13. The air handling unit of claim 12, wherein when the fourth and fifth dampers reside in the first packed bed reactor position, the packed bed reactor based direct air capture unit is configured to allow air to pass through a first packed bed reactor and to prevent air from passing through a second packed bed reactor.

14. The air handling unit of claim 13, wherein when the fourth and fifth dampers reside in the second packed bed reactor position, the packed bed reactor based direct air capture unit is configured to allow air to pass through the second packed bed reactor and to prevent air from passing through the first packed bed reactor.

15. The air handling unit of claim 2, wherein the air handling unit is part of a heating, ventilation, and air conditioning system.

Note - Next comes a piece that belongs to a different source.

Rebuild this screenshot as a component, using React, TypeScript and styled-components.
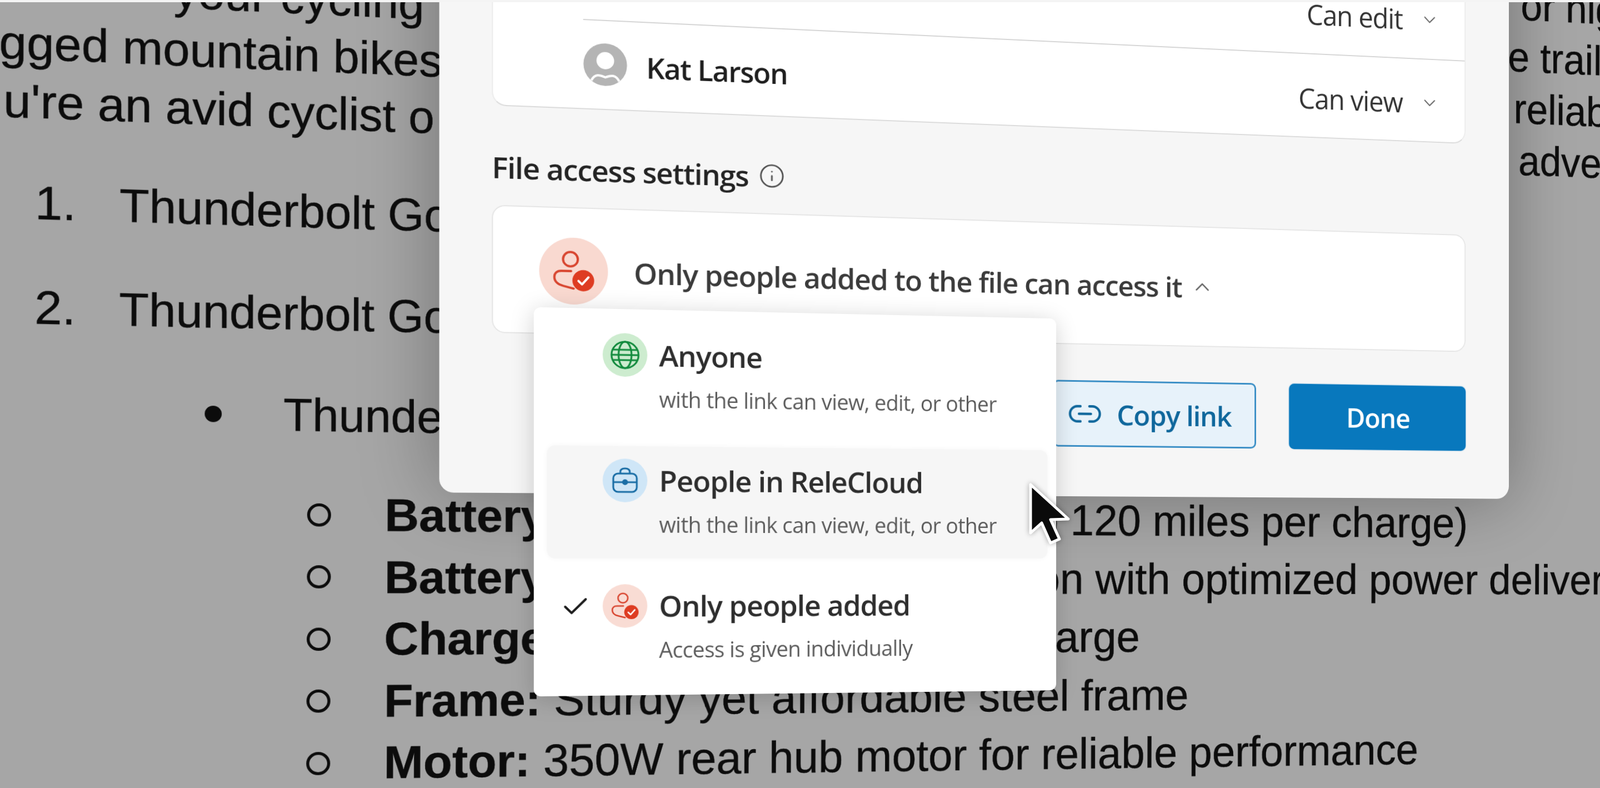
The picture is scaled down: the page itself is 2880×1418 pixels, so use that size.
import React from 'react'
import styled, { createGlobalStyle } from 'styled-components'
import { Check, ChevronDown, ChevronUp, Info, Link2 } from 'lucide-react'

const GlobalStyle = createGlobalStyle`
    html, body {
        margin: 0;
        padding: 0;
        background: #ffffff;
    }
`

const Stage = styled.div`
    position: relative;
    width: 2880px;
    height: 1418px;
    overflow: hidden;
    background: #a6a6a6;
    filter: blur(0.7px);
`

const TopStrip = styled.div`
    position: absolute;
    top: 0;
    left: 0;
    right: 0;
    height: 4px;
    background: #f4f4f4;
    z-index: 5;
`

const Doc = styled.div`
    width: 3060px;
    margin-top: -109px;
    font-family: "Liberation Sans", Arial, sans-serif;
    font-size: 79px;
    color: #0c0c0c;
    -webkit-text-stroke: 0.5px #0c0c0c;
    white-space: nowrap;
    transform-origin: 1440px 1124px;
    transform: perspective(2000px) rotateY(5.31deg) rotate(0.2deg);
`

const TextLine = styled.div`
    display: grid;
    grid-template-columns: 2795px 1fr;
    height: 99px;
    line-height: 99px;
`

const Lead = styled.span<{ $indent: number }>`
    padding-left: ${p => p.$indent}px;
`

const NumberedItem = styled.div<{ $gap: number }>`
    display: flex;
    height: 100px;
    line-height: 100px;
    margin-top: ${p => p.$gap}px;
    padding-left: 138px;
`

const ItemNumber = styled.span`
    width: 136px;
`

const BulletItem = styled.div`
    display: flex;
    align-items: center;
    height: 100px;
    margin-top: 75px;
    padding-left: 414px;
    gap: 102px;

    &::before {
        content: "";
        width: 28px;
        height: 28px;
        border-radius: 50%;
        background: #0c0c0c;
    }
`

const SubList = styled.div`
    display: flex;
    flex-direction: column;
    margin-top: 68px;
    font-size: 80.5px;
`

const SubItem = styled.div`
    display: flex;
    align-items: center;
    height: 107.5px;
    padding-left: 584px;
    gap: 90px;

    &::before {
        content: "";
        width: 30px;
        height: 30px;
        border: 5px solid #0c0c0c;
        border-radius: 50%;
    }

    b {
        font-weight: 700;
    }
`

const Dialog = styled.div`
    position: absolute;
    left: 830px;
    top: -200px;
    box-sizing: border-box;
    width: 1940px;
    height: 1092px;
    padding: 114px 86px 0 87px;
    background: #f6f6f6;
    border-radius: 24px;
    box-shadow: 0 0 130px rgba(0, 0, 0, 0.32);
    font-family: "Open Sans", "Noto Sans", sans-serif;
    transform-origin: 920px 1210px;
    transform: perspective(2000px) rotateY(5.71deg);
`

const PeopleCard = styled.div`
    background: #ffffff;
    border-radius: 0 0 24px 24px;
    border-bottom: 2px solid #dcdcdc;
    border-right: 2px solid #ececec;
    border-left: 2px solid #ececec;
    height: 310px;
    box-sizing: border-box;
`

const PersonRow = styled.div<{ $divider?: boolean }>`
    display: flex;
    align-items: center;
    height: 155px;
    box-sizing: border-box;
    margin-left: 151px;
    padding-right: 50px;
    border-bottom: ${p => (p.$divider ? '2px solid #d6d6d6' : 'none')};
`

const PersonName = styled.span`
    margin-left: 32px;
    font-size: 50px;
    font-weight: 600;
    letter-spacing: -1.4px;
    color: #1f1f1f;
`

const RoleSelect = styled.span`
    display: flex;
    align-items: center;
    gap: 34px;
    margin-left: auto;
    padding-top: 6px;
    font-size: 51px;
    letter-spacing: -1.2px;
    color: #333333;

    svg {
        color: #666666;
    }
`

const SectionTitle = styled.div`
    display: flex;
    align-items: center;
    gap: 18px;
    height: 60px;
    margin-top: 75px;
    font-size: 50.5px;
    font-weight: 600;
    letter-spacing: -1.2px;
    color: #242424;
`

const FileCard = styled.div`
    position: relative;
    display: flex;
    align-items: center;
    gap: 44px;
    box-sizing: border-box;
    height: 221px;
    margin-top: 36px;
    padding-left: 77px;
    background: #ffffff;
    border: 2px solid #e6e6e6;
    border-radius: 22px;
    font-size: 51px;
    font-weight: 600;
    letter-spacing: -1.2px;
    color: #3b3b3b;
`

const AccessValue = styled.span`
    display: flex;
    align-items: center;
    gap: 16px;

    svg {
        color: #666666;
    }
`

const IconDisc = styled.span<{ $size: number; $bg: string; $fg: string }>`
    display: flex;
    align-items: center;
    justify-content: center;
    flex: none;
    width: ${p => p.$size}px;
    height: ${p => p.$size}px;
    border-radius: 50%;
    background: ${p => p.$bg};
    color: ${p => p.$fg};
`

const Dropdown = styled.div`
    position: absolute;
    top: 173px;
    left: 68px;
    z-index: 2;
    display: flex;
    flex-direction: column;
    gap: 23px;
    box-sizing: border-box;
    width: 916px;
    height: 674px;
    padding: 20px 16px 20px 22px;
    background: #ffffff;
    border-radius: 12px;
    box-shadow: 0 6px 40px rgba(0, 0, 0, 0.18);
`

const Option = styled.div<{ $active?: boolean }>`
    display: flex;
    height: 198px;
    padding-left: 22px;
    border-radius: 14px;
    background: ${p => (p.$active ? '#f6f6f6' : 'transparent')};
    box-shadow: ${p => (p.$active ? '0 0 10px #f6f6f6' : 'none')};
`

const CheckSlot = styled.span`
    width: 52px;
    height: 52px;
    flex: none;
    margin: 32px 20px 0 0;
    color: #1c1c1c;
`

const OptionIcon = styled.div`
    margin: 22px 20px 0 0;
`

const OptionText = styled.div`
    display: flex;
    flex-direction: column;
    padding-top: 25px;
`

const OptionTitle = styled.span`
    height: 70px;
    line-height: 70px;
    font-size: 50.5px;
    font-weight: 600;
    letter-spacing: -1.1px;
    color: #2e2e2e;
`

const OptionHint = styled.span`
    margin-top: 17px;
    line-height: 50px;
    font-size: 37.5px;
    font-weight: 400;
    letter-spacing: -0.7px;
    color: #5c5c5c;
`

const Footer = styled.div`
    display: flex;
    justify-content: flex-end;
    gap: 63px;
    margin-top: 65px;
`

const CopyButton = styled.div`
    display: flex;
    align-items: center;
    justify-content: flex-end;
    gap: 26px;
    box-sizing: border-box;
    width: 380px;
    height: 121px;
    padding-right: 44px;
    background: #e7f2fa;
    border: 3px solid #3b8fc6;
    border-radius: 10px;
    font-size: 51px;
    font-weight: 600;
    letter-spacing: -1.2px;
    color: #0f679c;
`

const DoneButton = styled.div`
    display: flex;
    align-items: center;
    justify-content: center;
    width: 344px;
    height: 121px;
    background: #0878bd;
    border-radius: 10px;
    box-shadow: 0 0 2px #0878bd;
    font-size: 50.5px;
    font-weight: 600;
    letter-spacing: -1.2px;
    color: #ffffff;
`

const Pointer = styled.svg`
    position: absolute;
    left: 1843px;
    top: 863px;
    z-index: 4;
    filter: drop-shadow(0 0 5px rgba(0, 0, 0, 0.35));
`

function Avatar() {
    return (
        <svg width="75" height="80" viewBox="0 0 75 80" fill="none">
            <circle cx="37.5" cy="38" r="37" fill="#b4b4b4" />
            <circle cx="37.5" cy="31" r="15" fill="#ffffff" />
            <path d="M14 66 C20 54 28 56 37.5 60 C47 56 55 54 61 66" stroke="#ffffff" strokeWidth="4" />
            <path d="M0 62 L9 80 L0 80 Z M75 62 L66 80 L75 80 Z" fill="#ffffff" />
        </svg>
    )
}

function PersonCheck({ size }: { size: number }) {
    return (
        <svg width={size} height={size} viewBox="0 0 72 72" fill="none">
            <circle cx="31" cy="17" r="11.5" stroke="#d8452f" strokeWidth="3.5" />
            <path d="M32 36 H17 C10 36 6 40 6 46 C6 54 12 58 20 60 L36 64" stroke="#d8452f" strokeWidth="3.5" strokeLinecap="round" />
            <circle cx="51" cy="51" r="17" fill="#de3c22" />
            <path d="M43.5 51.5 L49 57 L59 45.5" stroke="#ffffff" strokeWidth="3.5" strokeLinecap="round" strokeLinejoin="round" />
        </svg>
    )
}

function Earth() {
    return (
        <svg width="52" height="52" viewBox="0 0 52 52" fill="none" stroke="#118a3c" strokeWidth="3">
            <circle cx="26" cy="26" r="23" />
            <ellipse cx="26" cy="26" rx="11" ry="23" />
            <path d="M6 17 H46 M3 26 H49 M6 35 H46" />
        </svg>
    )
}

function Briefcase() {
    return (
        <svg width="48" height="48" viewBox="0 0 48 48" fill="none" stroke="#1b6ea6" strokeWidth="3">
            <path d="M16 12 V9 C16 5 19 3 24 3 C29 3 32 5 32 9 V12" />
            <rect x="4" y="12" width="40" height="32" rx="8" />
            <path d="M4 27 H44" />
            <circle cx="24" cy="27" r="3.5" fill="#1b6ea6" />
        </svg>
    )
}

export default function App() {
    return (
        <Stage>
            <GlobalStyle />
            <TopStrip />
            <Doc>
                <TextLine><span /><Lead $indent={28}>or high</Lead></TextLine>
                <TextLine><Lead $indent={361}>your cycling</Lead><Lead $indent={2}>e trail</Lead></TextLine>
                <TextLine><Lead $indent={80}>gged mountain bikes</Lead><Lead $indent={14}>reliab</Lead></TextLine>
                <TextLine><Lead $indent={87}>u're an avid cyclist o</Lead><Lead $indent={24}>adve</Lead></TextLine>
                <NumberedItem $gap={72}><ItemNumber>1.</ItemNumber>Thunderbolt Go</NumberedItem>
                <NumberedItem $gap={77}><ItemNumber>2.</ItemNumber>Thunderbolt Go</NumberedItem>
                <BulletItem>Thunderbolt Go</BulletItem>
                <SubList>
                    <SubItem><span><b>Battery Range:</b> Max range (up to 120 miles per charge)</span></SubItem>
                    <SubItem><span><b>Battery Type:</b> Durable, Lithium-ion with optimized power delivery</span></SubItem>
                    <SubItem><span><b>Charge Time:</b> 4-6 hours to full charge</span></SubItem>
                    <SubItem><span><b>Frame:</b> Sturdy yet affordable steel frame</span></SubItem>
                    <SubItem><span><b>Motor:</b> 350W rear hub motor for reliable performance</span></SubItem>
                </SubList>
            </Doc>

            <Dialog>
                <PeopleCard>
                    <PersonRow $divider>
                        <RoleSelect>Can edit <ChevronDown size={38} strokeWidth={1.4} /></RoleSelect>
                    </PersonRow>
                    <PersonRow>
                        <Avatar />
                        <PersonName>Kat Larson</PersonName>
                        <RoleSelect>Can view <ChevronDown size={38} strokeWidth={1.4} /></RoleSelect>
                    </PersonRow>
                </PeopleCard>

                <SectionTitle>File access settings <Info size={46} strokeWidth={1.5} color="#555555" /></SectionTitle>

                <FileCard>
                    <IconDisc $size={116} $bg="#f9d9d0" $fg="#d8452f"><PersonCheck size={78} /></IconDisc>
                    <AccessValue>Only people added to the file can access it <ChevronUp size={44} strokeWidth={1.4} /></AccessValue>

                    <Dropdown>
                        <Option>
                            <CheckSlot />
                            <OptionIcon>
                                <IconDisc $size={76} $bg="#cdeccf" $fg="#118a3c"><Earth /></IconDisc>
                            </OptionIcon>
                            <OptionText>
                                <OptionTitle>Anyone</OptionTitle>
                                <OptionHint>with the link can view, edit, or other</OptionHint>
                            </OptionText>
                        </Option>
                        <Option $active>
                            <CheckSlot />
                            <OptionIcon>
                                <IconDisc $size={76} $bg="#cfe6f7" $fg="#1b6ea6"><Briefcase /></IconDisc>
                            </OptionIcon>
                            <OptionText>
                                <OptionTitle>People in ReleCloud</OptionTitle>
                                <OptionHint>with the link can view, edit, or other</OptionHint>
                            </OptionText>
                        </Option>
                        <Option>
                            <CheckSlot><Check size={52} strokeWidth={1.8} /></CheckSlot>
                            <OptionIcon>
                                <IconDisc $size={76} $bg="#f9dcd4" $fg="#d8452f"><PersonCheck size={52} /></IconDisc>
                            </OptionIcon>
                            <OptionText>
                                <OptionTitle>Only people added</OptionTitle>
                                <OptionHint>Access is given individually</OptionHint>
                            </OptionText>
                        </Option>
                    </Dropdown>
                </FileCard>

                <Footer>
                    <CopyButton><Link2 size={66} strokeWidth={1.6} />Copy link</CopyButton>
                    <DoneButton>Done</DoneButton>
                </Footer>
            </Dialog>

            <Pointer width="90" height="124" viewBox="0 0 90 124">
                <path d="M12 9 L12 96 L32 78 L48 114 L64 107 L48 72 L80 71 Z" fill="#0a0a0a" stroke="#ffffff" strokeWidth="5" strokeLinejoin="round" />
            </Pointer>
        </Stage>
    )
}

16. A method of treating air comprising: providing an air handling unit comprising: at least one filter configured to filter the air;at least one cooler configured to cool the air;at least one heater configured to heat the air; andat least one humidifier configured to add moisture into the air;providing at least one direct air capture unit comprising: at least one damper;a plurality of carbon dioxide filters; anda heating element; andcausing air to pass through the air handling unit and the at least one direct air capture unit.

17. The method of claim 16, further comprising: causing a change in position of the at least one damper of the at least one direct air capture unit such that air is allowed to pass through a first carbon dioxide filter and is prevented from passing through a second carbon dioxide filter.

18. The method of claim 17, wherein the air handling unit is part of a heating, ventilation, and air conditioning system.

19. The method of claim 16, further comprising: providing a packed bed reactor based direct air capture unit comprising: at least one damper;at least one heating element; anda plurality of packed bed reactors.

20. The method of claim 19, further comprising: causing a change in position of the at least one damper of the packed bed reactor based direct air capture unit such that air is allowed to pass through a first packed bed reactor and is prevented from passing through a second packed bed reactor.